# {LF} Roleplay Partner With Fantasy Elements



## Kaiser Wolves (Mar 15, 2021)

Hey there! 

Its been awhile since I have been able to do a good role play with someone, and I am wondering if there would be anyone out there who would be interested in doing some long term and hopefully with a fantasy theme to it! 
I have my own characters (Both Male and Female) that I would love to mix with yours and hopefully share worlds if you are interested. Whether it is furry or otherwise! 
 (Fanfic stuff I am fine with too as long as I know the original property in question!)

I like to think of myself as someone who gives very detailed responses and takes time with every engagement. I also know that things need to move on in the story, so I don't go nuts with the finest details for everything and hold up the entire plot when it is needless.

I am open to NSFW/R18 stuff as well! As long as there is some build up in the context and as long as we are close in age. (I am 23)

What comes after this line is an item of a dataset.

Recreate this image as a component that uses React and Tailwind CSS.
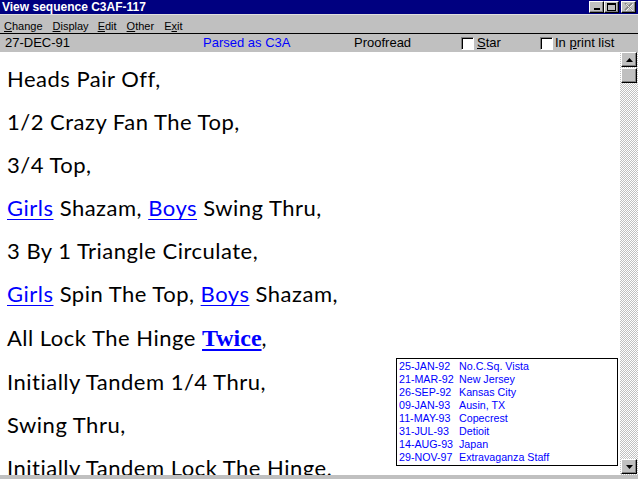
import React from "react";

const Raised = ({ className = "", children }) => (
  <div
    className={
      "flex items-center justify-center bg-[#c0c0c0] border border-t-white border-l-white border-b-black border-r-black shadow-[inset_-1px_-1px_0_#808080] " +
      className
    }
  >
    {children}
  </div>
);

const Check = () => (
  <span className="inline-block w-[13px] h-[13px] bg-white border border-t-[#808080] border-l-[#808080] border-b-white border-r-white shadow-[inset_1px_1px_0_#000]" />
);

const L = ({ children }) => (
  <span className="text-[#0000ff] underline decoration-1 underline-offset-[3px]">{children}</span>
);

const lines = [
  <>Heads Pair Off,</>,
  <>1/2 Crazy Fan The Top,</>,
  <>3/4 Top,</>,
  <>
    <L>Girls</L> Shazam, <L>Boys</L> Swing Thru,
  </>,
  <>3 By 1 Triangle Circulate,</>,
  <>
    <L>Girls</L> Spin The Top, <L>Boys</L> Shazam,
  </>,
  <>
    All Lock The Hinge{" "}
    <span className="font-['Liberation_Serif',serif] font-bold text-[24px] tracking-normal text-[#0000ff] underline decoration-2 underline-offset-[3px]">
      Twice
    </span>
    ,
  </>,
  <>Initially Tandem 1/4 Thru,</>,
  <>Swing Thru,</>,
  <>Initially Tandem Lock The Hinge,</>,
];

const history = [
  ["25-JAN-92", "No.C.Sq. Vista"],
  ["21-MAR-92", "New Jersey"],
  ["26-SEP-92", "Kansas City"],
  ["09-JAN-93", "Ausin, TX"],
  ["11-MAY-93", "Copecrest"],
  ["31-JUL-93", "Detioit"],
  ["14-AUG-93", "Japan"],
  ["29-NOV-97", "Extravaganza Staff"],
];

export default function App() {
  return (
    <div className="w-[638px] h-[479px] bg-[#c0c0c0] overflow-hidden flex flex-col font-['Liberation_Sans',Arial,sans-serif]">
      {/* Title bar */}
      <div className="h-[14px] bg-[#000080] flex items-center justify-between pl-[2px] pr-[2px]">
        <span className="text-white font-bold text-[12px] leading-none">View sequence C3AF-117</span>
        <div className="flex items-center">
          <Raised className="w-[15px] h-[12px] items-end pb-[2px]">
            <span className="block w-[6px] h-[2px] bg-black" />
          </Raised>
          <Raised className="w-[15px] h-[12px]">
            <span className="block w-[9px] h-[8px] border border-black border-t-2" />
          </Raised>
          <Raised className="w-[15px] h-[12px] ml-[2px]">
            <svg width="9" height="8" viewBox="0 0 9 8">
              <path d="M1 0 L8 7 M8 0 L1 7" stroke="#808080" strokeWidth="1.6" />
              <path d="M2 1 L9 8 M9 1 L2 8" stroke="#ffffff" strokeWidth="1" opacity="0.8" />
            </svg>
          </Raised>
        </div>
      </div>
      {/* Menu bar */}
      <div className="h-[19px] flex items-center pt-[5px] text-[11px] text-black border-t border-[#dfdfdf]">
        <span className="ml-[4px]"><u>C</u>hange</span>
        <span className="ml-[10px]"><u>D</u>isplay</span>
        <span className="ml-[9px]"><u>E</u>dit</span>
        <span className="ml-[10px]"><u>O</u>ther</span>
        <span className="ml-[10px]">E<u>x</u>it</span>
      </div>
      <div className="h-px bg-black" />
      {/* Status row */}
      <div className="h-[18px] flex items-center text-[13px] text-black">
        <span className="ml-[5px] w-[198px]">27-DEC-91</span>
        <span className="w-[151px] text-[#0000ff]">Parsed as C3A</span>
        <span className="w-[107px]">Proofread</span>
        <Check />
        <span className="ml-[3px] w-[63px]"><u>S</u>tar</span>
        <Check />
        <span className="ml-[2px]">In <u>p</u>rint list</span>
      </div>
      {/* Main */}
      <div className="h-[423px] flex">
        <div className="flex-1 bg-white relative overflow-hidden pl-[7px] pt-[5px]">
          {lines.map((l, i) => (
            <div key={i} className="text-[22px] leading-[43.1px] tracking-[0.5px] text-black whitespace-nowrap font-['Lato',sans-serif]">
              {l}
            </div>
          ))}
          <div className="absolute left-[396px] top-[306px] w-[222px] h-[108px] border border-black bg-white pl-[2px] pt-[1px] text-[10.7px] leading-[13px] text-[#0000ff]">
            {history.map(([d, p]) => (
              <div key={d} className="flex">
                <span className="w-[60px]">{d}</span>
                <span>{p}</span>
              </div>
            ))}
          </div>
        </div>
        <div className="w-[18px] flex flex-col items-center bg-[repeating-conic-gradient(#c0c0c0_0_25%,#ffffff_0_50%)] bg-[length:2px_2px]">
          <Raised className="w-[16px] h-[15px] shrink-0">
            <svg width="7" height="4" viewBox="0 0 7 4"><path d="M3.5 0 L7 4 L0 4 Z" fill="#000" /></svg>
          </Raised>
          <Raised className="w-[16px] h-[15px] mt-px shrink-0" />
          <div className="flex-1" />
          <Raised className="w-[16px] h-[15px] mb-px shrink-0">
            <svg width="7" height="4" viewBox="0 0 7 4"><path d="M0 0 L7 0 L3.5 4 Z" fill="#000" /></svg>
          </Raised>
        </div>
      </div>
      <div className="h-[4px] bg-[#c0c0c0]" />
    </div>
  );
}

I can do this over Discord or in PMs! 

Can't wait to roleplay with ya!


----------



## Jaredthefox92 (Mar 15, 2021)

Kaiser Wolves said:


> Hey there!
> 
> Its been awhile since I have been able to do a good role play with someone, and I am wondering if there would be anyone out there who would be interested in doing some long term and hopefully with a fantasy theme to it!
> I have my own characters (Both Male and Female) that I would love to mix with yours and hopefully share worlds if you are interested. Whether it is furry or otherwise!
> ...



I'm interested.


----------



## Anon_the_human (Mar 17, 2021)

Kaiser Wolves said:


> Hey there!
> 
> Its been awhile since I have been able to do a good role play with someone, and I am wondering if there would be anyone out there who would be interested in doing some long term and hopefully with a fantasy theme to it!
> I have my own characters (Both Male and Female) that I would love to mix with yours and hopefully share worlds if you are interested. Whether it is furry or otherwise!
> ...


Im interested, (im 20) we can chat over discord!


----------



## Cataegus (Mar 20, 2021)

Kaiser Wolves said:


> Hey there!
> 
> Its been awhile since I have been able to do a good role play with someone, and I am wondering if there would be anyone out there who would be interested in doing some long term and hopefully with a fantasy theme to it!
> I have my own characters (Both Male and Female) that I would love to mix with yours and hopefully share worlds if you are interested. Whether it is furry or otherwise!
> ...


Hi! My favorite genre is fantasy, and I have a lot of OCs as I'm a creative writer! I'd love to share original story stuff with you if you'd like to DM me! (I'm also open to NSFW, I'm about 21!)


----------



## Universe (Apr 8, 2021)

I’m in I’m 22


----------



## Mambi (Apr 9, 2021)

Kaiser Wolves said:


> Hey there!
> 
> Its been awhile since I have been able to do a good role play with someone, and I am wondering if there would be anyone out there who would be interested in doing some long term and hopefully with a fantasy theme to it!
> I have my own characters (Both Male and Female) that I would love to mix with yours and hopefully share worlds if you are interested. Whether it is furry or otherwise!
> ...



I would love to! I am good with description and world building, and Mambi fits in anywhere. I don't have discord but PM is fine...feel free to hit me up and we can talk scenarios! I am also adult BTW so no issue with NSFW but either way is fine by me as fun is fun! <_giggles>_ 

If you want a sample of my style, read on...https://forums.furaffinity.net/threads/party-at-mambis-realm-all-are-invited.1672438/

Hope to hear from ya! _<with glowing eyes, the cat opens a shimmering rift in the air and with a laugh, dives into it disappearing...>_


----------



## AstroRey (Apr 14, 2021)

Helloo! Im 24 yo and Ive been loking for a fantasy roleplay as well 
I prefer Discord, if that is ok. AstroRey#2535
I am semi- lit (5+ lines including actions and speech), I mostly use third person, and I have all kinds of chars! Male, female, non- binary, etc.
NSFW is ok with me, but as you said, I also like when it slowly builds up to that. So yeah, hi


----------



## Universe (Apr 14, 2021)

I have discord too I’m lit I try to 5 sentences  discord is Universe#9288


----------



## Kaiser Wolves (May 13, 2021)

Hiii!! So sorry on the delay on response! Is it still okay to DM you if you are interested still?


Astro-sArtShop said:


> Helloo! Im 24 yo and Ive been loking for a fantasy roleplay as well
> I prefer Discord, if that is ok. AstroRey#2535
> I am semi- lit (5+ lines including actions and speech), I mostly use third person, and I have all kinds of chars! Male, female, non- binary, etc.
> NSFW is ok with me, but as you said, I also like when it slowly builds up to that. So yeah, hi


----------



## Doom11 (May 15, 2021)

I'd maybe be interested in doing something. Drop me a DM when you get chance.


----------



## Alyx_0_0 (May 17, 2021)

Kaiser Wolves said:


> Hey there!
> 
> Its been awhile since I have been able to do a good role play with someone, and I am wondering if there would be anyone out there who would be interested in doing some long term and hopefully with a fantasy theme to it!
> I have my own characters (Both Male and Female) that I would love to mix with yours and hopefully share worlds if you are interested. Whether it is furry or otherwise!
> ...


Heyo! I'd love to rp with you! SFW for sure. I'm not online here very often but I'm online on Discord more often! My replies will probably be slow sometimes though.


----------